"When I walked out of my first class, the bike my grandmother bought me as a high shcool graduation gift had been stolen" he said. "It was an awful feeling."
Later that day, one of his teachers would tell his class that if they wanted to make a mark, they should try to solve a problem that was being ignored. "I decided, then and there, that I would end bike theft."
French spent the next four years getting a Mechanical Engineering degree, but really he was working on the bike theft problem. "I looked at dozens of technologies and went down a lot of blind alleys, mostly looking at how to make better locks." But then his girlfriend dragged him to a symposium on facial recognition systems and he had a breakthrough. "It was all about how casinos were using FRS to identify card counters and keep them away from the blackjack table, but I realized if we can train computers to identify one face out of millions chosen at random, we could teach them to pick out a single bike."
He went to work at In-Q-Tel, a high-tech venture capital firm associated with the CIA located in Arlington, VA. There he was assigned to consult with A4Vision, a facial imaging subsidiary. There he learned the limits and capabilities of FRS while working alongside experts in the field. "Identifying an object is both easier and harder than identifying a face" he says. Easier, because objects don't change moment to moment the way faces do. Harder because objects have less variability. "It's very difficult for a computer to tell the difference between two different i-phones, for example." Nonetheless, in a couple of years he was ready to spin off his own company called Bicognize, with support from In-Q-Tel. "That was the deal all along. They like to see new technology being developed, and so they've been willing to help incubate this idea."
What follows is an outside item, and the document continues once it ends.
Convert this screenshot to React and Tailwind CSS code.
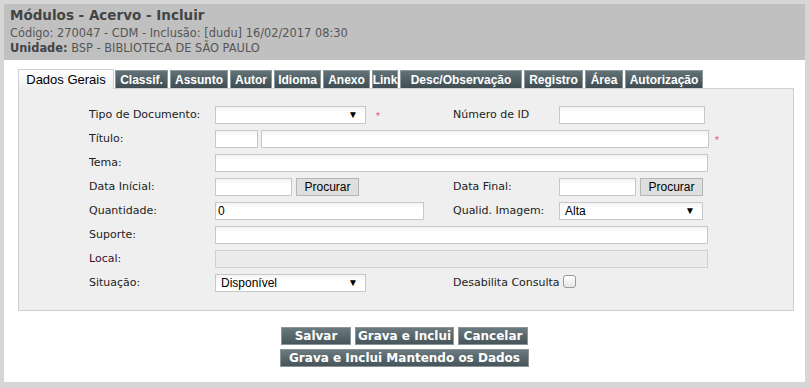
import React from "react";

const V = { fontFamily: '"DejaVu Sans", Verdana, sans-serif' };
const A = { fontFamily: '"Liberation Sans", Arial, sans-serif' };

const inputCls =
  "h-[18px] border border-[#c8c8c8] bg-[linear-gradient(#f4f4f4,#ffffff_40%)] shrink-0";

function Label({ children, w = "w-[126px]", cls = "" }) {
  return (
    <div className={`${w} shrink-0 text-[11px] text-[#222] ${cls}`} style={V}>
      {children}
    </div>
  );
}

function Select({ w, value }) {
  return (
    <div
      className={`${inputCls} ${w} flex items-center justify-between pl-[5px] pr-[7px] text-[12px] text-black`}
      style={A}
    >
      <span>{value}</span>
      <span className="text-[10px] leading-none">▼</span>
    </div>
  );
}

function Btn({ children }) {
  return (
    <div
      className="h-[18px] px-[5px] border border-[#b5b5b5] bg-[#dfdfdf] flex items-center justify-center text-[12px] text-black"
      style={A}
    >
      {children}
    </div>
  );
}

function Star() {
  return <span className="text-[#e0507a] text-[10px] leading-none mt-[4px]" style={A}>*</span>;
}

function DarkBtn({ w, children }) {
  return (
    <div
      className={`${w} h-[18px] border border-[#8e9497] bg-[linear-gradient(#6a7a7f,#46555a)] flex items-center justify-center text-white font-bold text-[12px] whitespace-nowrap`}
      style={V}
    >
      {children}
    </div>
  );
}

const tabs = [
  ["Classif.", "w-[53px]"],
  ["Assunto", "w-[58px]"],
  ["Autor", "w-[42px]"],
  ["Idioma", "w-[47px]"],
  ["Anexo", "w-[47px]"],
  ["Link", "w-[26px]"],
  ["Desc/Observação", "w-[122px]"],
  ["Registro", "w-[59px]"],
  ["Área", "w-[38px]"],
  ["Autorização", "w-[78px]"],
];

export default function App() {
  return (
    <div className="w-[810px] h-[388px] bg-[#d6d6d6] overflow-hidden">
      <div className="ml-[4px] mt-[4px] w-[801px] h-[378px] bg-white flex flex-col">
        <div className="h-[56px] shrink-0 bg-[#c0c0c0] pl-[6px] pt-[3px] text-[#555]" style={V}>
          <div className="text-[13.5px] font-bold leading-[16px] text-[#444]">
            Módulos - Acervo - Incluir
          </div>
          <div className="text-[11.4px] leading-[16px] mt-[2px]">
            Código: 270047 - CDM - Inclusão: [dudu] 16/02/2017 08:30
          </div>
          <div className="text-[11.4px] leading-[14px]">
            <span className="font-bold text-[#444]">Unidade:</span> BSP - BIBLIOTECA DE SÃO PAULO
          </div>
        </div>

        <div className="pl-[14px] pt-[8px]">
          <div className="flex items-end h-[20px]">
            <div
              className="w-[96px] h-[20px] border border-b-0 border-[#cfcfcf] bg-[linear-gradient(#ffffff,#efefef)] flex items-center justify-center text-[13px] text-black relative z-10 -mb-[1px]"
              style={A}
            >
              Dados Gerais
            </div>
            <div className="flex gap-[2px] ml-[1px]">
              {tabs.map(([t, w]) => (
                <div
                  key={t}
                  className={`${w} h-[18px] bg-[linear-gradient(#627277,#3f4d52)] border border-[#8d989b] border-b-0 flex items-center justify-center text-white font-bold text-[12px] whitespace-nowrap`}
                  style={A}
                >
                  {t}
                </div>
              ))}
            </div>
          </div>

          <div className="w-[776px] border border-[#cfcfcf] bg-[#efefef] pl-[70px] pt-[17px] pb-[18px] flex flex-col gap-[6px]">
            <div className="flex items-center">
              <Label>Tipo de Documento:</Label>
              <div className="w-[238px] flex items-center gap-[10px]">
                <Select w="w-[151px]" value="" />
                <Star />
              </div>
              <Label w="w-[106px]">Número de ID</Label>
              <div className={`${inputCls} w-[146px]`} />
            </div>

            <div className="flex items-center">
              <Label>Título:</Label>
              <div className="flex items-center gap-[3px]">
                <div className={`${inputCls} w-[43px]`} />
                <div className={`${inputCls} w-[448px]`} />
                <span className="ml-[3px] flex"><Star /></span>
              </div>
            </div>

            <div className="flex items-center">
              <Label>Tema:</Label>
              <div className={`${inputCls} w-[493px]`} />
            </div>

            <div className="flex items-center">
              <Label>Data Inícial:</Label>
              <div className="w-[238px] flex items-center gap-[4px]">
                <div className={`${inputCls} w-[77px]`} />
                <div className="w-[63px]"><Btn>Procurar</Btn></div>
              </div>
              <Label w="w-[106px]">Data Final:</Label>
              <div className="flex items-center gap-[4px]">
                <div className={`${inputCls} w-[77px]`} />
                <div className="w-[63px]"><Btn>Procurar</Btn></div>
              </div>
            </div>

            <div className="flex items-center">
              <Label>Quantidade:</Label>
              <div className="w-[238px]">
                <div className={`${inputCls} w-[209px] flex items-center pl-[2px] text-[12px] text-black`} style={A}>0</div>
              </div>
              <Label w="w-[106px]">Qualid. Imagem:</Label>
              <Select w="w-[144px]" value="Alta" />
            </div>

            <div className="flex items-center">
              <Label>Suporte:</Label>
              <div className={`${inputCls} w-[493px]`} />
            </div>

            <div className="flex items-center">
              <Label cls="!text-[#3a1030]">Local:</Label>
              <div className="h-[18px] w-[493px] border border-[#d0d0d0] bg-[#ececec]" />
            </div>

            <div className="flex items-center">
              <Label>Situação:</Label>
              <div className="w-[238px]">
                <Select w="w-[151px]" value="Disponível" />
              </div>
              <div className="flex items-center gap-[3px]">
                <span className="text-[11px] text-[#222]" style={V}>Desabilita Consulta</span>
                <div className="w-[13px] h-[13px] rounded-[3px] border border-[#9a9a9a] bg-[linear-gradient(#ffffff,#e6e6e6)] -mt-[3px]" />
              </div>
            </div>
          </div>
        </div>

        <div className="flex flex-col items-center gap-[4px] mt-[16px]">
          <div className="flex gap-[4px]">
            <DarkBtn w="w-[70px]">Salvar</DarkBtn>
            <DarkBtn w="w-[99px]">Grava e Inclui</DarkBtn>
            <DarkBtn w="w-[70px]">Cancelar</DarkBtn>
          </div>
          <DarkBtn w="w-[249px]">Grava e Inclui Mantendo os Dados</DarkBtn>
        </div>
      </div>
    </div>
  );
}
And French now thinks Bicognize has the technology to make bike theft a thing of the past. "Basically, we're hoping to destroy the secondary market for stolen bikes."
Bicognize uses two strategies to do that.
"First of all, you can become a member. That's free. We ask you to upload 8 photos of the bike from specific angles, which our website makes easy and with that we create a 3-D image of your bike. Now you might think your bike looks like a lot of other bikes, but we can use paint nicks, dents and customization to individualize your bike. If it's particularly new, we'll send you small stickers to attach at random places to make your bike unique."
Don't worry if you get new rims or a new handlebar, the system can account for that - though best practice is to upload new photos, and members will be asked to do so periodically.
If your bike is stolen, contact Bicognize and that's when the real work starts - and when the fee kicks in. Bicognize is constantly searching thousands of new photos on many sites including Flickr, photobucket, ebay and, of course, Craigslist for photos of bikes. It then compares those photos to ones in their stolen bike database. When a match is found, the member is immediately contacted. "We've been testing this on our own. Once a photo of a "stolen" bike is put on Craigslist, the longest it's taken Bicognize to find it has been 20 minutes." That gives the owner a chance to contact the police and recover the bike.
But you don't have to be a member to use Bicognize. "You just need a photo of your bike. Then if your bike is stolen, you can upload a photo to Bicognize and we can do the same search." But, French warns, depending on the quality and quantity of the photos - and the uniqueness of your bike, there could be more false hits and fewer positives.
Unwilling to settle for photos that come their way organically, Bicognize will cast their net wider by asking the public to help. They're going to pay people to be bicycle bounty hunters. "Our Bicycle Bounty Hunter app let's anyone take a photo of any bike and upload it to our site. If we get a hit and a recovery thanks to a photo you take, then we'll pay you $1000," French says. People shopping for a used bike will be asked to take photos, or request them from the seller, to submit before buying. "And if it results in a stolen bike recovery, then again, we'll cut you a $1000 check."
The DC-based company has 5 employees right now, but plans to ramp up once the system goes live in May or June. "We're working on deals with insurance companies which will allow their customers to use our service for free - with the insurance company payring a flat fee, and once those are all inked, we'll be ready to go."
And once they do, French hopes, so will the bike thieves. "The funny thing is, if this really works, I might put myself out of business" he says with a grin.